Süddeutsche Zeitung | Besprechung von 29.08.2002Wimpertierchenwunderzoo
Marion Poschmanns Debütroman „Baden bei Gewitter”
So war das mit den Wundertüten, damals in der Siebzigerjahrekindheit: Heraus kamen banale Kleinigkeiten, aber entscheidend war der Moment davor, der seine Aura auch durch die nachträgliche Enttäuschung nicht einbüßte.
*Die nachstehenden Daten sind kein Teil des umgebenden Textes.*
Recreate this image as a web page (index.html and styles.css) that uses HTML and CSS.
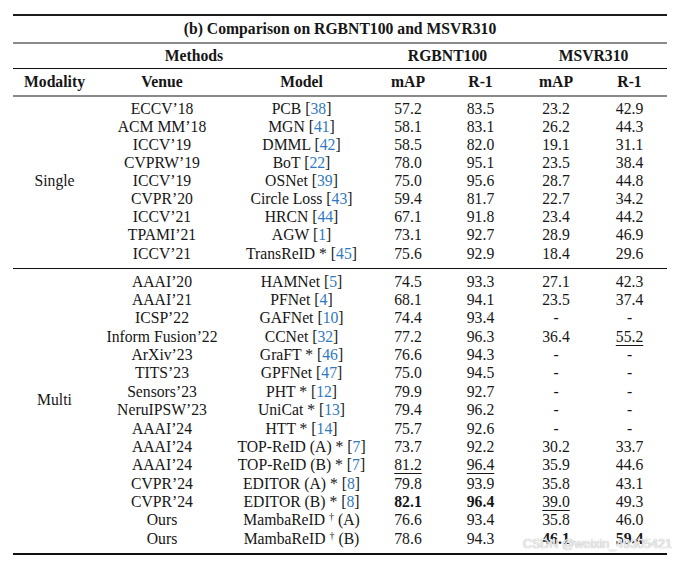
FILE: index.html
```html
<!DOCTYPE html>
<html lang="en">
<head>
<meta charset="utf-8">
<title>Comparison on RGBNT100 and MSVR310</title>
<link rel="stylesheet" href="styles.css">
</head>
<body>
<div class="page">
<table class="cmp">
<colgroup>
<col class="c-mod"><col class="c-venue"><col class="c-model"><col class="c-rmap"><col class="c-rr1"><col class="c-mmap"><col class="c-mr1">
</colgroup>
<thead>
<tr class="title-row"><th colspan="7">(b) Comparison on RGBNT100 and MSVR310</th></tr>
<tr class="group-row"><th colspan="3">Methods</th><th colspan="2">RGBNT100</th><th colspan="2">MSVR310</th></tr>
<tr class="col-row"><th>Modality</th><th>Venue</th><th>Model</th><th>mAP</th><th>R-1</th><th>mAP</th><th>R-1</th></tr>
</thead>
<tbody class="single">
<tr><td rowspan="9" class="mod">Single</td><td>ECCV’18</td><td>PCB [<span class="cite">38</span>]</td><td>57.2</td><td>83.5</td><td>23.2</td><td>42.9</td></tr>
<tr><td>ACM MM’18</td><td>MGN [<span class="cite">41</span>]</td><td>58.1</td><td>83.1</td><td>26.2</td><td>44.3</td></tr>
<tr><td>ICCV’19</td><td>DMML [<span class="cite">42</span>]</td><td>58.5</td><td>82.0</td><td>19.1</td><td>31.1</td></tr>
<tr><td>CVPRW’19</td><td>BoT [<span class="cite">22</span>]</td><td>78.0</td><td>95.1</td><td>23.5</td><td>38.4</td></tr>
<tr><td>ICCV’19</td><td>OSNet [<span class="cite">39</span>]</td><td>75.0</td><td>95.6</td><td>28.7</td><td>44.8</td></tr>
<tr><td>CVPR’20</td><td>Circle Loss [<span class="cite">43</span>]</td><td>59.4</td><td>81.7</td><td>22.7</td><td>34.2</td></tr>
<tr><td>ICCV’21</td><td>HRCN [<span class="cite">44</span>]</td><td>67.1</td><td>91.8</td><td>23.4</td><td>44.2</td></tr>
<tr><td>TPAMI’21</td><td>AGW [<span class="cite">1</span>]</td><td>73.1</td><td>92.7</td><td>28.9</td><td>46.9</td></tr>
<tr><td>ICCV’21</td><td>TransReID * [<span class="cite">45</span>]</td><td>75.6</td><td>92.9</td><td>18.4</td><td>29.6</td></tr>
</tbody>
<tbody class="multi">
<tr><td rowspan="15" class="mod">Multi</td><td>AAAI’20</td><td>HAMNet [<span class="cite">5</span>]</td><td>74.5</td><td>93.3</td><td>27.1</td><td>42.3</td></tr>
<tr><td>AAAI’21</td><td>PFNet [<span class="cite">4</span>]</td><td>68.1</td><td>94.1</td><td>23.5</td><td>37.4</td></tr>
<tr><td>ICSP’22</td><td>GAFNet [<span class="cite">10</span>]</td><td>74.4</td><td>93.4</td><td>-</td><td>-</td></tr>
<tr><td>Inform Fusion’22</td><td>CCNet [<span class="cite">32</span>]</td><td>77.2</td><td>96.3</td><td>36.4</td><td><span class="second">55.2</span></td></tr>
<tr><td>ArXiv’23</td><td>GraFT * [<span class="cite">46</span>]</td><td>76.6</td><td>94.3</td><td>-</td><td>-</td></tr>
<tr><td>TITS’23</td><td>GPFNet [<span class="cite">47</span>]</td><td>75.0</td><td>94.5</td><td>-</td><td>-</td></tr>
<tr><td>Sensors’23</td><td>PHT * [<span class="cite">12</span>]</td><td>79.9</td><td>92.7</td><td>-</td><td>-</td></tr>
<tr><td>NeruIPSW’23</td><td>UniCat * [<span class="cite">13</span>]</td><td>79.4</td><td>96.2</td><td>-</td><td>-</td></tr>
<tr><td>AAAI’24</td><td>HTT * [<span class="cite">14</span>]</td><td>75.7</td><td>92.6</td><td>-</td><td>-</td></tr>
<tr><td>AAAI’24</td><td>TOP-ReID (A) * [<span class="cite">7</span>]</td><td>73.7</td><td>92.2</td><td>30.2</td><td>33.7</td></tr>
<tr><td>AAAI’24</td><td>TOP-ReID (B) * [<span class="cite">7</span>]</td><td><span class="second">81.2</span></td><td><span class="second">96.4</span></td><td>35.9</td><td>44.6</td></tr>
<tr><td>CVPR’24</td><td>EDITOR (A) * [<span class="cite">8</span>]</td><td>79.8</td><td>93.9</td><td>35.8</td><td>43.1</td></tr>
<tr><td>CVPR’24</td><td>EDITOR (B) * [<span class="cite">8</span>]</td><td><b class="best">82.1</b></td><td><b class="best">96.4</b></td><td><span class="second">39.0</span></td><td>49.3</td></tr>
<tr><td>Ours</td><td>MambaReID <sup class="dag">†</sup> (A)</td><td>76.6</td><td>93.4</td><td>35.8</td><td>46.0</td></tr>
<tr><td>Ours</td><td>MambaReID <sup class="dag">†</sup> (B)</td><td>78.6</td><td>94.3</td><td><b class="best">46.1</b></td><td><b class="best">59.4</b></td></tr>
</tbody>
</table>
<div class="watermark">CSDN @weixin_49305421</div>
</div>
</body>
</html>
```

FILE: styles.css
```css
html, body {
  margin: 0;
  padding: 0;
  background: #ffffff;
}

.page {
  position: relative;
  width: 680px;
  height: 561px;
  padding-top: 14px;
  box-sizing: border-box;
  font-family: "Liberation Serif", "Times New Roman", serif;
  font-size: 15.7px;
  color: #161616;
}

.cmp {
  margin-left: 13px;
  width: 654px;
  table-layout: fixed;
  border-collapse: separate;
  border-spacing: 0;
  border-top: 2px solid #1c1c1c;
}

.c-mod { width: 83px; }
.c-venue { width: 132px; }
.c-model { width: 147px; }
.c-rmap { width: 66px; }
.c-rr1 { width: 79px; }
.c-mmap { width: 72px; }
.c-mr1 { width: 75px; }

.cmp th,
.cmp td {
  padding: 0;
  text-align: center;
  white-space: nowrap;
  vertical-align: middle;
}

.cmp th {
  font-weight: bold;
}

.title-row th {
  height: 25.5px;
  line-height: 25.5px;
  border-bottom: 2px solid #8a8a8a;
}

.group-row th {
  height: 24.5px;
  line-height: 24.5px;
  border-bottom: 1px solid #111111;
}

.col-row th {
  height: 25.5px;
  line-height: 25.5px;
  border-bottom: 2px solid #8a8a8a;
}

.single td {
  line-height: 18.125px;
}

.single tr:first-child td {
  padding-top: 3px;
}

.single tr:last-child td {
  padding-bottom: 5px;
}

.single td.mod,
.single tr:last-child td {
  border-bottom: 1px solid #111111;
}

.single td.mod {
  padding-bottom: 5px;
}

.multi td {
  line-height: 18.36px;
}

.multi tr:first-child td {
  padding-top: 4px;
}

.multi tr:last-child td {
  padding-bottom: 5px;
}

.multi td.mod,
.multi tr:last-child td {
  border-bottom: 2px solid #111111;
}

.multi td.mod {
  padding-bottom: 25px;
}

.cite {
  color: #2f79bf;
}

.second {
  text-decoration: underline;
  text-decoration-thickness: 1px;
  text-underline-offset: 3px;
}

.best {
  font-weight: bold;
}

.dag {
  font-size: 10px;
  line-height: 0;
  vertical-align: 0.5em;
}

.watermark {
  position: absolute;
  left: 523px;
  top: 536px;
  font-family: "Liberation Sans", Arial, sans-serif;
  font-size: 12.5px;
  line-height: 16px;
  color: rgba(255, 255, 255, 0.8);
  text-shadow: 0 0 1px #b4b4b4, 0 0 1px #b4b4b4;
  white-space: nowrap;
}
```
Ganz ähnlich funktioniert dieses Buch, das durch mehrere Schichten von Alltäglichem hindurchtaucht und ebenso unscheinbare wie groteske Dinge zutage fördert: Gardinen etwa, „vorschriftsmäßig bekleidete Fenster”, Gartenzwerge und Tapetentüren, Bohnerwachs und Spießigkeit bilden den Nährboden der geisterhaften Flora und Fauna, die Marion Poschmann heranwachsen lässt. Ihr Debüt ist eher eine mikroskopische Versuchsreihe als ein Roman, ein Katalogisieren geringfügiger Abweichungen: Studien in Normalität heißt eines der Kapitel, die sich ins Zentrum gähnender Leere vortasten.
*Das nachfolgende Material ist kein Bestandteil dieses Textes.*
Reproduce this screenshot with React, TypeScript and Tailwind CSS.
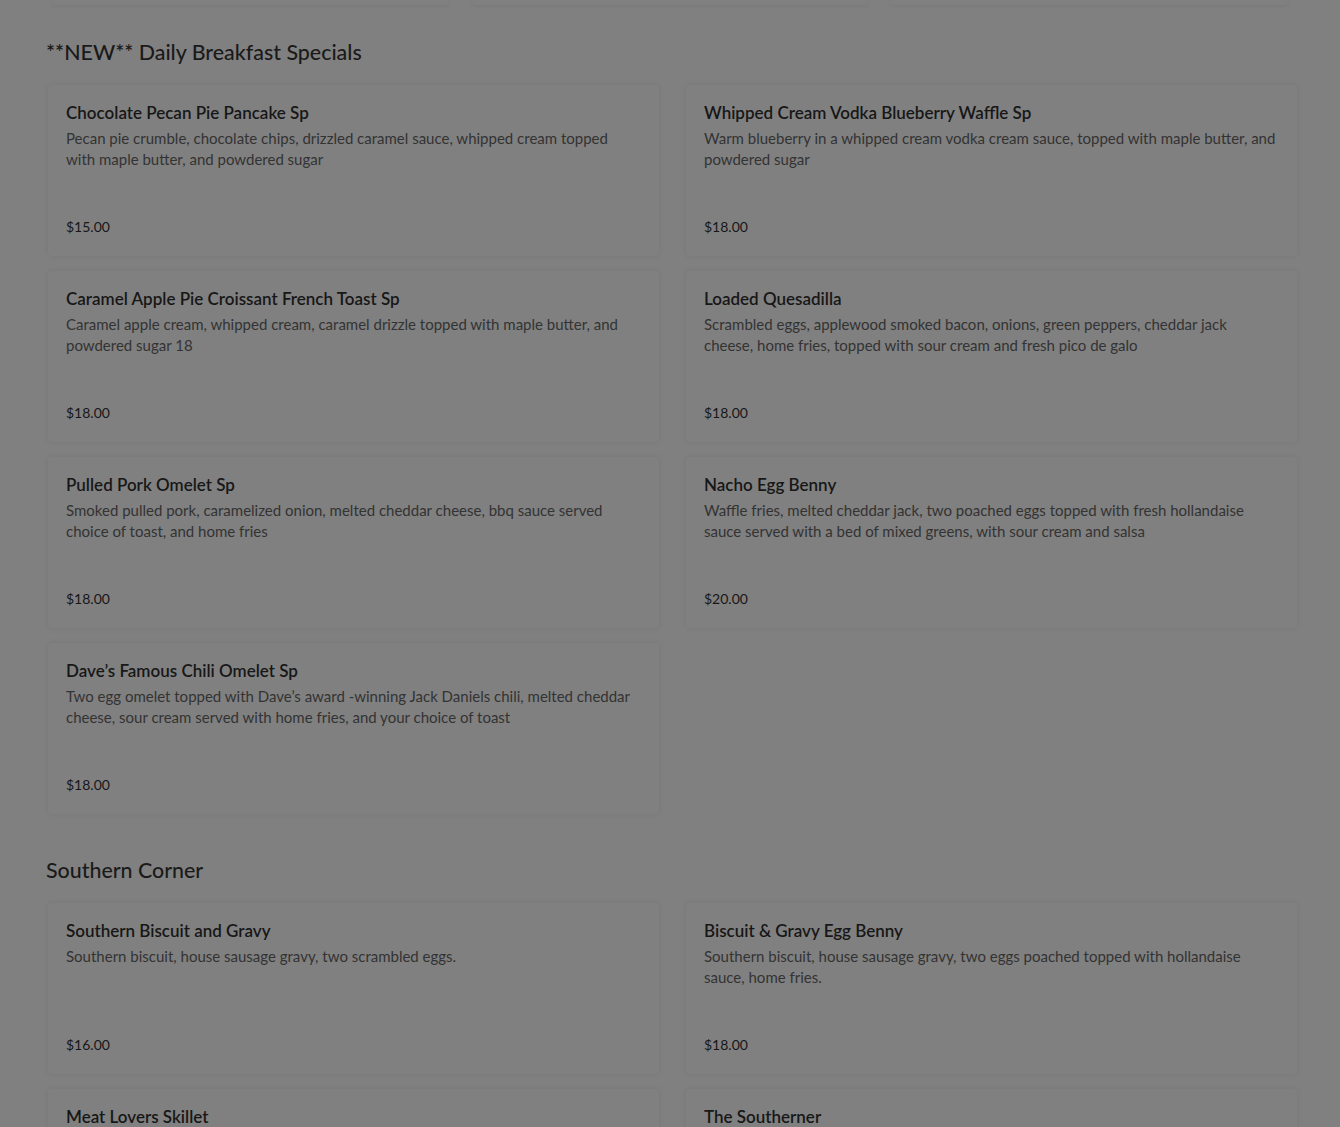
import React from "react";

type Item = { name: string; desc: string; price: string };

const specials: Item[] = [
  {
    name: "Chocolate Pecan Pie Pancake Sp",
    desc: "Pecan pie crumble, chocolate chips, drizzled caramel sauce, whipped cream topped with maple butter, and powdered sugar",
    price: "$15.00",
  },
  {
    name: "Whipped Cream Vodka Blueberry Waffle Sp",
    desc: "Warm blueberry in a whipped cream vodka cream sauce, topped with maple butter, and powdered sugar",
    price: "$18.00",
  },
  {
    name: "Caramel Apple Pie Croissant French Toast Sp",
    desc: "Caramel apple cream, whipped cream, caramel drizzle topped with maple butter, and powdered sugar 18",
    price: "$18.00",
  },
  {
    name: "Loaded Quesadilla",
    desc: "Scrambled eggs, applewood smoked bacon, onions, green peppers, cheddar jack cheese, home fries, topped with sour cream and fresh pico de galo",
    price: "$18.00",
  },
  {
    name: "Pulled Pork Omelet Sp",
    desc: "Smoked pulled pork, caramelized onion, melted cheddar cheese, bbq sauce served choice of toast, and home fries",
    price: "$18.00",
  },
  {
    name: "Nacho Egg Benny",
    desc: "Waffle fries, melted cheddar jack, two poached eggs topped with fresh hollandaise sauce served with a bed of mixed greens, with sour cream and salsa",
    price: "$20.00",
  },
  {
    name: "Dave’s Famous Chili Omelet Sp",
    desc: "Two egg omelet topped with Dave’s award -winning Jack Daniels chili, melted cheddar cheese, sour cream served with home fries, and your choice of toast",
    price: "$18.00",
  },
];

const southern: Item[] = [
  {
    name: "Southern Biscuit and Gravy",
    desc: "Southern biscuit, house sausage gravy, two scrambled eggs.",
    price: "$16.00",
  },
  {
    name: "Biscuit & Gravy Egg Benny",
    desc: "Southern biscuit, house sausage gravy, two eggs poached topped with hollandaise sauce, home fries.",
    price: "$18.00",
  },
  { name: "Meat Lovers Skillet", desc: "", price: "" },
  { name: "The Southerner", desc: "", price: "" },
];

function Card({ item }: { item: Item }) {
  return (
    <div className="flex h-[171px] flex-col rounded-[4px] bg-[#808080] pt-[18px] pr-[21px] pb-[20px] pl-[18px] shadow-[0_0_6px_rgba(0,0,0,0.07)]">
      <div className="text-[17px] leading-[20px] font-semibold text-[#171717]">{item.name}</div>
      <div className="mt-[5px] text-[15px] leading-[21px] text-[#333333]">{item.desc}</div>
      <div className="mt-auto text-[14px] leading-[18px] text-[#171717]">{item.price}</div>
    </div>
  );
}

function Section({ title, items }: { title: string; items: Item[] }) {
  return (
    <section>
      <h2 className="ml-[-2px] text-[21.4px] leading-[26px] font-medium text-[#1a1a1a]">{title}</h2>
      <div className="mt-[20px] grid grid-cols-2 gap-x-[27px] gap-y-[15px]">
        {items.map((it) => (
          <Card key={it.name} item={it} />
        ))}
      </div>
    </section>
  );
}

export default function App() {
  return (
    <div
      className="h-[1127px] overflow-hidden bg-[#808080]"
      style={{ fontFamily: "Lato, 'Noto Sans', sans-serif" }}
    >
      <div className="grid grid-cols-3 gap-[23px] px-[52px]">
        <div className="h-[5px] rounded-b-[4px] shadow-[0_1px_4px_rgba(0,0,0,0.07)]" />
        <div className="h-[5px] rounded-b-[4px] shadow-[0_1px_4px_rgba(0,0,0,0.07)]" />
        <div className="h-[5px] rounded-b-[4px] shadow-[0_1px_4px_rgba(0,0,0,0.07)]" />
      </div>
      <div className="flex flex-col gap-[43px] pt-[34px] pr-[43px] pl-[48px]">
        <Section title="**NEW** Daily Breakfast Specials" items={specials} />
        <Section title="Southern Corner" items={southern} />
      </div>
    </div>
  );
}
Die Wonnen der Mülltrennung
Am Anfang steht die Begegnung mit einem verschrobenen Sonderling, der die Ich-Erzählerin in seinen Bann zieht. Er hat den gleichen Allerweltsnamen wie ihr Vater, den sie nie kennen gelernt hat: Peter Fischer. Doch der Jogginganzugträger zieht die junge Frau nicht nur aus dieser Übereinstimmung heraus an. Sein Zuviel und Zuwenig an Normalität führen ihr eine Grauzone zwischen Schrulligkeit und zwanghaften Ticks vor Augen. „Einen großen Teil seiner Sachen hatte er in Plastiktüten und Schachteln, so, wie er sie gekauft und bekommen hat, in den Zimmern verteilt. Sie stapeln sich in den Ecken oder mitten im Weg, übergangsweise, als sei er noch nicht dazu gekommen, sie wegzuräumen.” Der Hypochonder archiviert Kalender, trägt Schokoladenpapiere einzeln zum Müll und springt mitten im Satz vor den Spiegel, um sein Aussehen zu kontrollieren.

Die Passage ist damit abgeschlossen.